There tend to be two elements of the common sense idea of ethics and morality. The first boils down to "what must I do, and what do I deserve to expect from other people?" In other words, the question of morality is about choosing between possibilities. Doing X is good, while doing Y is bad.
The second element is that of justification. There is a persistent search for some way to justify moral judgments and acts. Probably the most common justification has been the afterlife; be "good" or you'll suffer punishment after death. Other common justifications involve human solidarity, or God's holiness and authority.
So the standard moral discourse asks, what should we do, and why should we do it?
Between the 19th and 20th centuries, these questions ceased to be serious philosophical themes.
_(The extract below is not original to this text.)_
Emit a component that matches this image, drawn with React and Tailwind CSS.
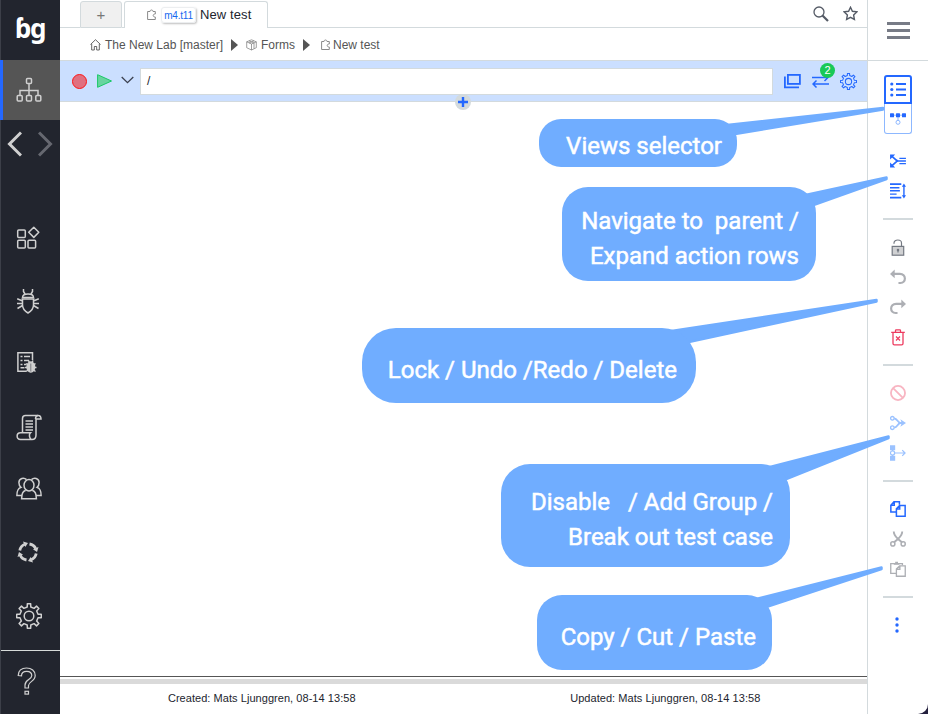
import React from "react";

const Svg = ({ w = 24, h = 24, vb, className = "", children, sw = 1.5 }) => (
  <svg
    width={w}
    height={h}
    viewBox={vb || `0 0 ${w} ${h}`}
    fill="none"
    stroke="currentColor"
    strokeWidth={sw}
    className={`block shrink-0 ${className}`}
  >
    {children}
  </svg>
);

const gearPath = (c, inner, outer, teeth) => {
  const pts = [];
  const step = (Math.PI * 2) / teeth;
  for (let i = 0; i < teeth; i++) {
    const a = i * step - Math.PI / 2;
    [
      [-0.25, inner],
      [-0.17, outer],
      [0.17, outer],
      [0.25, inner],
    ].forEach(([f, r]) => {
      pts.push(`${(c + Math.cos(a + f * step) * r).toFixed(2)} ${(c + Math.sin(a + f * step) * r).toFixed(2)}`);
    });
  }
  return `M${pts.join("L")}Z`;
};

const Sitemap = () => (
  <Svg w={26} h={26}>
    <rect x="10.5" y="1.5" width="5" height="5" rx="1" />
    <rect x="1.2" y="18.5" width="5" height="5.5" rx="1" />
    <rect x="10.5" y="18.5" width="5" height="5.5" rx="1" />
    <rect x="19.8" y="18.5" width="5" height="5.5" rx="1" />
    <path d="M13 7v11M4 18v-4.500h18V18" />
  </Svg>
);

const Blocks = () => (
  <Svg w={24} h={24}>
    <rect x="1.7" y="4" width="7.6" height="7.6" rx="1" />
    <rect x="1.7" y="14.3" width="7.6" height="7.6" rx="1" />
    <rect x="12" y="14.3" width="7.6" height="7.6" rx="1" />
    <path d="M17.8 1.2L22.8 6.3L17.8 11.4L12.7 6.3Z" strokeLinejoin="round" />
  </Svg>
);

const Bug = () => (
  <Svg w={24} h={26}>
    <path d="M7.500 1v2.500L9 6M16.500 1v2.500L15 6M6.500 9.500C6.500 4.800 17.500 4.800 17.500 9.500Z" />
    <path d="M5.500 11h13M6.500 11v6c0 4 3 6.500 5.500 8c2.500-1.500 5.500-4 5.500-8v-6" />
    <path d="M6 12.800L1.200 10.800M6.500 15.500H1M6.500 17.500L1.500 20.500M18 12.800L22.800 10.800M17.500 15.500H23M17.500 17.500L22.500 20.500" />
  </Svg>
);

const ReportBug = () => (
  <Svg w={22} h={23}>
    <path d="M10 20.200H1.900V1.800h14.600V9" />
    <path d="M4.500 5.500h2M8 5.500h6M4.500 9.500h2M8 9.500h5M4.500 13.500h2M8 13.500h2M4.500 16.800h4" />
    <ellipse cx="14.800" cy="16" rx="3.800" ry="4.900" fill="currentColor" />
    <path d="M12.500 9.500l1 2M17 9.500l-1 2M10 12.500l2 1.500M9 16.500h3M10 20.500l2-1.500M19.500 12.500l-2 1.500M20.500 16.500h-3M19.500 20.500l-2-1.500" />
    <path d="M14.800 12.500v8" stroke="#22252e" strokeWidth=".5" />
  </Svg>
);

const Scroll = () => (
  <Svg w={26} h={27}>
    <path d="M6.500 18.500V4.500C6.500 2.500 7.500 1.500 9.500 1.500H22c2 0 3 1.500 3 3.500h-5v16c0 3-1.500 4.500-4 4.500H4.500C0 25.500 0 18.700 4.500 18.700H14.500c-2 2-1 5 .5 6.500" />
    <path d="M19.500 5c0-2 .7-3.500 2.500-3.500M9.500 7h7.500M9.500 10h7.500M9.500 13h7.500M9.500 16h7.500" />
  </Svg>
);

const People = () => (
  <Svg w={26} h={23}>
    <ellipse cx="13" cy="8.300" rx="5" ry="5.700" />
    <path d="M9.700 13.200C6.800 14.500 5.800 16 5.600 21.700H20.400C20.200 16 19.200 14.500 16.300 13.200" />
    <path d="M10.500 2.600C8 .2 3 1 2.900 5.500C2.900 8 3.500 9.300 5 10.300C1.800 11.700.900 13.500.900 18.500H6M15.500 2.600C18 .2 23 1 23.100 5.500C23.100 8 22.500 9.300 21 10.300C24.200 11.700 25.100 13.500 25.100 18.500H20" />
  </Svg>
);

const Cycle = () => (
  <Svg w={22} h={22}>
    <g strokeWidth="2.800">
      <path d="M2.800 9.500C3.400 6.300 5.400 4.200 7.800 3.300" />
      <path d="M12.500 3C15.800 3.600 17.800 5.300 18.700 7.700" />
      <path d="M19.200 12.500C18.600 15.700 16.600 17.800 14.200 18.700" />
      <path d="M9.500 19C6.200 18.400 4.200 16.700 3.300 14.300" />
    </g>
    <g fill="currentColor" stroke="none">
      <path d="M6 .500L11 2L8.300 6Z" />
      <path d="M21.500 6L20 11L16 8.300Z" />
      <path d="M16 21.500L11 20L13.700 16Z" />
      <path d="M.500 16L2 11L6 13.700Z" />
    </g>
  </Svg>
);

const Gear = ({ size, sw }) => (
  <Svg w={size} h={size} vb="0 0 26 26" sw={sw}>
    <path d={gearPath(13, 9.2, 12.4, 8)} strokeLinejoin="round" />
    <circle cx="13" cy="13" r="4.800" />
  </Svg>
);

const Question = () => (
  <Svg w={20} h={28} sw={1.2}>
    <path d="M1.200 8.500C1.200 3.500 4.500 1 9.500 1C14.500 1 18.200 4 18.200 8.500C18.200 14.500 11.500 14.500 11.500 18.500V21H8V18C8 12.500 14.800 12.800 14.800 8.500C14.800 6 12.800 4.300 9.700 4.300C6.500 4.300 4.500 6 4.500 8.800Z" />
    <rect x="8" y="24.300" width="3.500" height="2.800" />
  </Svg>
);

const Puzzle = ({ className = "" }) => (
  <Svg w={10} h={12} sw={1} className={className}>
    <path d="M.600 2.500H3C3 .5 6 .5 6 2.500H8.300V5C5.500 4.800 5.500 8.200 8.300 8V10.500H.600Z" />
  </Svg>
);

const Crumb = () => (
  <svg width="7" height="12" viewBox="0 0 7 12" className="block">
    <path d="M0 0L7 6L0 12Z" fill="#555" />
  </svg>
);

const SideSlot = ({ className, children }) => (
  <div className={`flex shrink-0 items-center justify-center ${className}`}>{children}</div>
);

const ToolSlot = ({ className = "", children }) => (
  <div className={`flex h-[30px] items-center justify-center ${className}`}>{children}</div>
);

const Sidebar = () => (
  <aside className="flex w-[60px] shrink-0 flex-col border-l border-[#3c3f48] bg-[#22252e] text-[#d0d0d0]">
    <div className="flex h-[60px] items-center justify-center pr-px pb-[5px] font-['Noto_Sans',sans-serif] text-[26px] leading-none font-bold tracking-[-1.2px] text-white">
      ɓg
    </div>
    <div className="-ml-px flex h-[60px] items-center justify-center border-l-[3px] border-[#2468ff] bg-[#555] pr-[5px]">
      <Sitemap />
    </div>
    <div className="flex h-[47px] items-center justify-between pr-[7px] pl-[6px]">
      <Svg w={15} h={26} sw={3}>
        <path d="M14 1.500L2.500 13L14 24.500" />
      </Svg>
      <Svg w={15} h={26} sw={3} className="text-[#666870]">
        <path d="M1 1.500L12.500 13L1 24.500" />
      </Svg>
    </div>
    <SideSlot className="mt-[40px] mr-[5px] h-[62px]"><Blocks /></SideSlot>
    <SideSlot className="mr-[5px] h-[64px]"><Bug /></SideSlot>
    <SideSlot className="mr-[7px] h-[60px] pb-[2px]"><ReportBug /></SideSlot>
    <SideSlot className="mr-[3px] h-[68px]"><Scroll /></SideSlot>
    <SideSlot className="mr-[3px] h-[55px]"><People /></SideSlot>
    <SideSlot className="mr-[5px] h-[71px]"><Cycle /></SideSlot>
    <SideSlot className="mr-[3px] h-[57px]"><Gear size={26} sw={1.5} /></SideSlot>
    <div className="mt-[6px] flex flex-1 items-center justify-center border-t border-[#d7dbd9] pr-[8px] pb-[3px]">
      <Question />
    </div>
  </aside>
);

const Tabs = () => (
  <div className="flex h-7 shrink-0 items-end">
    <div className="h-full w-5 border-b border-[#d3dadd]" />
    <div className="flex h-[27px] w-[42px] items-center justify-center rounded-t-[3px] border border-[#d3dadd] bg-[#f0f0f0] pt-px text-[15px] text-[#777]">
      +
    </div>
    <div className="h-full w-0.5 border-b border-[#d3dadd]" />
    <div className="flex h-[27px] w-[144px] items-center rounded-t-[3px] border-x border-t border-[#d3dadd] pl-[22px]">
      <Puzzle className="text-[#8a8a8a]" />
      <span className="ml-[4px] flex h-4 w-[35px] items-center justify-center rounded-[3px] border border-[#eceef0] text-[10px] tracking-[-0.2px] text-[#1769ef] shadow-[1px_1px_2px_rgba(0,0,0,0.25)]">
        m4.t11
      </span>
      <span className="ml-[4px] text-[13px] tracking-[0.1px] whitespace-nowrap text-[#22252e]">New test</span>
    </div>
    <div className="flex h-full flex-1 items-center justify-end gap-[14px] border-b border-[#d3dadd] pr-[9px] text-[#555b66]">
      <Svg w={16} h={16}>
        <circle cx="6" cy="6" r="5" strokeWidth="1.300" />
        <path d="M9.500 9.500L15 15" strokeWidth="2.200" />
      </Svg>
      <Svg w={15} h={15} sw={1.4}>
        <path d="M7.500 1.300L9.400 5.300L13.800 5.900L10.600 9L11.400 13.400L7.500 11.300L3.600 13.400L4.400 9L1.200 5.900L5.600 5.300Z" />
      </Svg>
    </div>
  </div>
);

const Breadcrumbs = () => (
  <div className="flex h-8 shrink-0 items-center pt-px pl-[30px] text-[12px] whitespace-nowrap text-[#555]">
    <Svg w={11} h={12} sw={0.9} className="mr-1">
      <path d="M.500 5.500L5.500.700L10.500 5.500M1.700 5v6h2.600V7.500h2.400V11h2.600V5" />
    </Svg>
    <span className="w-[126px]">The New Lab [master]</span>
    <Crumb />
    <Svg w={11} h={12} sw={0.7} className="mr-1 ml-[8px] text-[#777]">
      <path d="M5.500.800L10.300 2.800V8.700L5.500 11L.700 8.700V2.800ZM.700 2.800L5.500 5L10.300 2.800M5.500 5V11M3 1.800L8 4V9.500M8 1.800L3 4" />
    </Svg>
    <span className="w-[42px]">Forms</span>
    <Crumb />
    <Puzzle className="ml-[11px] text-[#8a8a8a]" />
    <span className="ml-[2px]">New test</span>
  </div>
);

const CommandBar = () => (
  <div className="relative flex h-[42px] shrink-0 items-center border-y border-[#d3dadd] bg-[#cbdfff] pl-[12px] text-[#2468ff]">
    <span className="size-[15px] rounded-full border border-[#ff1414] bg-[#e07080]" />
    <Svg w={16} h={14} sw={1} className="ml-[10px] text-[#19c866]">
      <path d="M.600.700L14.500 7L.600 13.300Z" fill="#68d4a0" />
    </Svg>
    <Svg w={13} h={8} sw={1.3} className="-mt-[2px] ml-[8px] text-[#3b4150]">
      <path d="M.700 1L6.500 6.700L12.300 1" />
    </Svg>
    <div className="ml-[6px] flex h-[27px] w-[633px] items-center border border-[#d3dadd] bg-white pl-[6px] text-[12px] text-[#22252e]">
      /
    </div>
    <Svg w={17} h={15} sw={1.8} className="ml-[11px]">
      <rect x="3.900" y=".900" width="12" height="9" />
      <path d="M.900 2.500V13.300H15" />
    </Svg>
    <div className="relative ml-[11px]">
      <Svg w={17} h={14} sw={1.5}>
        <path d="M0 3.500H16M12.500 0L16 3.500L12.500 7M17 10H1M4.500 6.500L1 10L4.500 13.500" />
      </Svg>
      <span className="absolute -top-[11px] left-[8px] flex size-[15px] items-center justify-center rounded-full bg-[#19c957] text-[11px] text-white">
        2
      </span>
    </div>
    <div className="ml-[11px]"><Gear size={17} sw={1.6} /></div>
    <span className="absolute top-[33px] left-[395px] z-10 flex size-4 items-center justify-center rounded-full bg-[#d3dadd]">
      <Svg w={10} h={10} sw={2.4}><path d="M5 0v10M0 5h10" /></Svg>
    </span>
  </div>
);

const Divider = ({ className }) => <div className={`h-0.5 w-[30px] bg-[#d3dadd] ${className}`} />;

const Toolbar = () => (
  <aside className="flex w-[61px] shrink-0 flex-col items-center rounded-br-[10px] border-l border-[#d3dadd] bg-white text-[#2468ff]">
    <div className="flex h-[61px] w-full flex-col items-center justify-center gap-1 border-b border-[#d3dadd]">
      <i className="h-[3px] w-[23px] bg-[#777b86]" />
      <i className="h-[3px] w-[23px] bg-[#777b86]" />
      <i className="h-[3px] w-[23px] bg-[#777b86]" />
    </div>
    <div className="mt-[14px] flex h-[29px] w-7 items-center justify-center rounded-t-[3px] border-2 border-[#2468ff]">
      <Svg w={16} h={15} sw={2}>
        <path d="M6 2H16M6 7.500H16M6 13H16" />
        <g fill="currentColor" stroke="none">
          <circle cx="1.800" cy="2" r="1.600" /><circle cx="1.800" cy="7.500" r="1.600" /><circle cx="1.800" cy="13" r="1.600" />
        </g>
      </Svg>
    </div>
    <div className="flex h-[30px] w-7 items-center justify-center rounded-b-[3px] border-x border-b border-[#8db8ff]">
      <Svg w={16} h={14} sw={1} className="text-[#8db8ff]">
        <path d="M1 3.200H15M8 3V8" />
        <circle cx="8" cy="10.300" r="2" />
        <g fill="#2468ff" stroke="none">
          <rect x="0" y="1.300" width="4" height="4" rx=".5" /><rect x="6" y="1.300" width="4" height="4" rx=".5" /><rect x="12" y="1.300" width="4" height="4" rx=".5" />
        </g>
      </Svg>
    </div>
    <ToolSlot className="mt-[12px]">
      <Svg w={16} h={14} vb="0 0 17 15" sw={1.8}>
        <path d="M1.500 2L6 6C7 7 7.500 7.500 9 7.500M1.500 13L6 9C7 8 7.500 7.500 9 7.500M6 7.500H17" />
        <path d="M10 4.700H17M10 10.300H17" strokeWidth="1.500" />
        <path d="M0 .500H5.500L0 6ZM0 14.500H5.500L0 9Z" fill="currentColor" stroke="none" />
      </Svg>
    </ToolSlot>
    <ToolSlot>
      <Svg w={16} h={16} vb="0 0 17 17" sw={1.5}>
        <path d="M0 1.200H12M0 15.500H12" strokeWidth="1.900" />
        <path d="M0 5H10M0 8.300H10.500M0 11.800H7M14.800 2V15" />
        <path d="M12.600 4L14.800 .5L17 4ZM12.600 13L14.800 16.500L17 13Z" fill="currentColor" stroke="none" />
      </Svg>
    </ToolSlot>
    <Divider className="mt-[12px]" />
    <ToolSlot className="mt-[12px] text-[#747982]">
      <Svg w={14} h={17} sw={1.2}>
        <rect x="1.200" y="7.400" width="11.500" height="8.800" fill="#d0d1d3" />
        <path d="M3 4.800V4C3 0 10.500 0 10.500 4V7.500M7 10v3.500" />
        <circle cx="7" cy="11" r=".7" fill="currentColor" />
      </Svg>
    </ToolSlot>
    <ToolSlot className="text-[#adafb4]">
      <Svg w={16} h={16} vb="0 0 17 17" sw={2.3}>
        <path d="M3 5.200H10.500C17.500 5.200 17.500 14.900 11 14.900H9" />
        <path d="M0 5.200L5 .500V9.900Z" fill="currentColor" stroke="none" />
      </Svg>
    </ToolSlot>
    <ToolSlot className="text-[#adafb4]">
      <Svg w={16} h={16} vb="0 0 17 17" sw={2.3}>
        <path d="M14 5.200H6.500C-.500 5.200-.500 14.900 6 14.900H8" />
        <path d="M17 5.200L12 .500V9.900Z" fill="currentColor" stroke="none" />
      </Svg>
    </ToolSlot>
    <ToolSlot className="text-[#ed3b5f]">
      <Svg w={14} h={17} sw={1.3}>
        <path d="M.200 3.300H13.800M4.500 3V1.500Q4.500 .8 5.200 .8H8.800Q9.500 .8 9.500 1.500V3M2 4V14.500Q2 15.900 3.400 15.900H10.600Q12 15.900 12 14.500V4" />
        <path d="M5 7.500L9 11.500M9 7.500L5 11.500" strokeWidth="1.200" />
      </Svg>
    </ToolSlot>
    <Divider className="mt-[12px]" />
    <ToolSlot className="mt-[12px] text-[#f8b5c2]">
      <Svg w={16} h={16} vb="0 0 17 17" sw={1.9}>
        <circle cx="8.500" cy="8.500" r="7.500" />
        <path d="M3.300 3.300L13.700 13.700" />
      </Svg>
    </ToolSlot>
    <ToolSlot className="text-[#9bc2ff]">
      <Svg w={16} h={16} vb="0 0 17 17" sw={1.4}>
        <circle cx="2.500" cy="3.500" r="1.900" /><circle cx="2.500" cy="13.500" r="1.900" />
        <path d="M4.500 3.500C8 4 8 8 11 8.500H14M4.500 13.500C8 13 8 9 11 8.500" strokeWidth="1.900" />
        <path d="M11 4.500L17 8.500L11 12.500L12.500 8.500Z" fill="currentColor" stroke="none" />
      </Svg>
    </ToolSlot>
    <ToolSlot className="text-[#9bc2ff]">
      <Svg w={16} h={16} vb="0 0 17 17" sw={1.3}>
        <path d="M0 .300H5.500V5.500H0ZM0 11.500H5.500V16.700H0Z" fill="currentColor" stroke="none" />
        <path d="M2.700 5V12" />
        <circle cx="2.700" cy="8.500" r="2.200" fill="#fff" />
        <path d="M5 8.500H16M13 5.500L16 8.500L13 11.500" />
      </Svg>
    </ToolSlot>
    <Divider className="mt-[12px]" />
    <ToolSlot className="mt-[12px]">
      <Svg w={16} h={16} vb="0 0 17 17" sw={1.6}>
        <path d="M6.500 11.800H.900V4.500L4.200.900H10V4M1 4.500H4.500V1" />
        <path d="M6.800 8.200L10.200 4.700H16.100V16.100H6.800ZM6.800 8.500H10.300V4.700" />
      </Svg>
    </ToolSlot>
    <ToolSlot className="text-[#adafb4]">
      <Svg w={16} h={16} vb="0 0 17 17" sw={1.6}>
        <path d="M4 .500C4 3 5.500 5.500 8.500 8.500L13 12.200M13 .500C13 3 11.500 5.500 8.500 8.500L4 12.200" strokeWidth="2" />
        <circle cx="3" cy="13.700" r="2.200" /><circle cx="14" cy="13.700" r="2.200" />
      </Svg>
    </ToolSlot>
    <ToolSlot className="text-[#adafb4]">
      <Svg w={16} h={16} vb="0 0 17 17" sw={1.4}>
        <path d="M6.500 13.200H.800V2.700H13.200V4.500" />
        <path d="M4 2.200H5.500V.700H8.500V2.200H10V4H4Z" fill="currentColor" stroke="none" />
        <path d="M6.800 8.500L10.200 5.200H16.200V16.200H6.800ZM6.800 8.800H10.500V5.200" fill="#fff" />
      </Svg>
    </ToolSlot>
    <Divider className="mt-[12px]" />
    <ToolSlot className="mt-[12px] pr-[2px]">
      <Svg w={4} h={16}>
        <g fill="currentColor" stroke="none">
          <circle cx="2" cy="2" r="1.700" /><circle cx="2" cy="8" r="1.700" /><circle cx="2" cy="14" r="1.700" />
        </g>
      </Svg>
    </ToolSlot>
  </aside>
);

/* Speech-bubble pointers that reach from each callout to its tool group. */
const Pointers = () => (
  <svg className="pointer-events-none absolute inset-0" width="928" height="714" viewBox="0 0 928 714">
    <g fill="#70adff" stroke="#70adff" strokeWidth="2.500" strokeLinejoin="round">
      <path d="M718 126L883 108L883 109.500L726 135.500Z" />
      <path d="M794 197.500L886.500 177.500L886.500 179L798 210.500Z" />
      <path d="M655 333.500L876.500 300L876.500 301.500L668 346.500Z" />
      <path d="M758 470L888.500 436.500L888.500 438L770 485.500Z" />
      <path d="M740 603L881.500 567.500L881.500 569L750 612.500Z" />
    </g>
  </svg>
);

const Callout = ({ className, children }) => (
  <div
    className={`absolute flex flex-col items-end bg-[#70adff] font-['Roboto',sans-serif] text-[24px] leading-[35px] font-normal whitespace-pre text-white [-webkit-text-stroke:0.5px_white] ${className}`}
  >
    {children}
  </div>
);

export default function App() {
  return (
    <div className="relative flex h-[714px] w-[928px] overflow-hidden bg-[#231f3d] font-['Liberation_Sans',Arial,sans-serif]">
      <Sidebar />
      <main className="flex w-[807px] flex-col bg-white">
        <Tabs />
        <Breadcrumbs />
        <CommandBar />
        <div className="flex-1" />
        <footer className="h-[38px] shrink-0 border-t border-[#555]">
          <div className="mt-0.5 h-[5px] bg-[#dadada]" />
          <div className="flex h-7 items-center text-[11px] tracking-[0.05px] text-[#22252e]">
            <span className="flex-1 text-center">Created: Mats Ljunggren, 08-14 13:58</span>
            <span className="flex-1 text-center">Updated: Mats Ljunggren, 08-14 13:58</span>
          </div>
        </footer>
      </main>
      <Toolbar />
      <Pointers />
      <Callout className="top-[119px] left-[539px] h-[48px] w-[198px] rounded-[22px] pt-[10px] pr-[15px]">
        <span>Views selector</span>
      </Callout>
      <Callout className="top-[187px] left-[562px] h-[94px] w-[254px] rounded-[26px] pt-[17px] pr-[17px]">
        <span>Navigate to  parent /</span>
        <span>Expand action rows</span>
      </Callout>
      <Callout className="top-[328px] left-[362px] h-[75px] w-[334px] rounded-[34px] pt-[25px] pr-[19px]">
        <span>Lock / Undo /Redo / Delete</span>
      </Callout>
      <Callout className="top-[464px] left-[501px] h-[103px] w-[289px] rounded-[29px] pt-[21px] pr-[17px]">
        <span>Disable   / Add Group /</span>
        <span>Break out test case</span>
      </Callout>
      <Callout className="top-[595px] left-[537px] h-[75px] w-[235px] rounded-[25px] pt-[25px] pr-[16px]">
        <span>Copy / Cut / Paste</span>
      </Callout>
    </div>
  );
}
The first question is dismissed as instrumental thought - ie, the insistence on making pure thought "practical" and "useful," as if thinking were nothing other than a factory for producing goods and services. The second question - why should we act in such and such a way? - is dismissed as slavish and repetitive. Acting because of another being's power is the very definition of passivity.
The old categories of ethics and morality have fallen into disrepute. Yet, the 20th century demanded a response from those that lived it, and the 21st century demands a response from us. Viciousness and exploitation were, and are, rampant. If the shining beacon of morality is discarded, than do all conceptions of justice, courage, wisdom and truth follow closely behind?
We must hope not. Alain Badiou, writing decades after the "death" of philosophy was declared, has said that the world (not God, not philosophers - the world) is telling philosophy to get up and walk. We must say the same to ethics.
And yet, we cannot pretend that Nietzsche did not write. We can't go back to the old way of doing things. New concepts must be created. I think the thinkers of the 20th century - and now those of the 21st - have had a common ethical project, and I think this project can be summed up in terms of the disruption of the totality. The disruption - and remaking - of the world. From Heidegger's call of conscience, to Levinas's encounter with the Other, to Lacan's traumatic encounter with the real, to Badiou's fidelity to the event - the common thread is the traumatic disruption of everyday life.
Ethics is coming back, and it will have no truck with humanism (reach your inner potential!) or liberalism (choose what you like, just don't hurt anyone else!) or theology (bow!).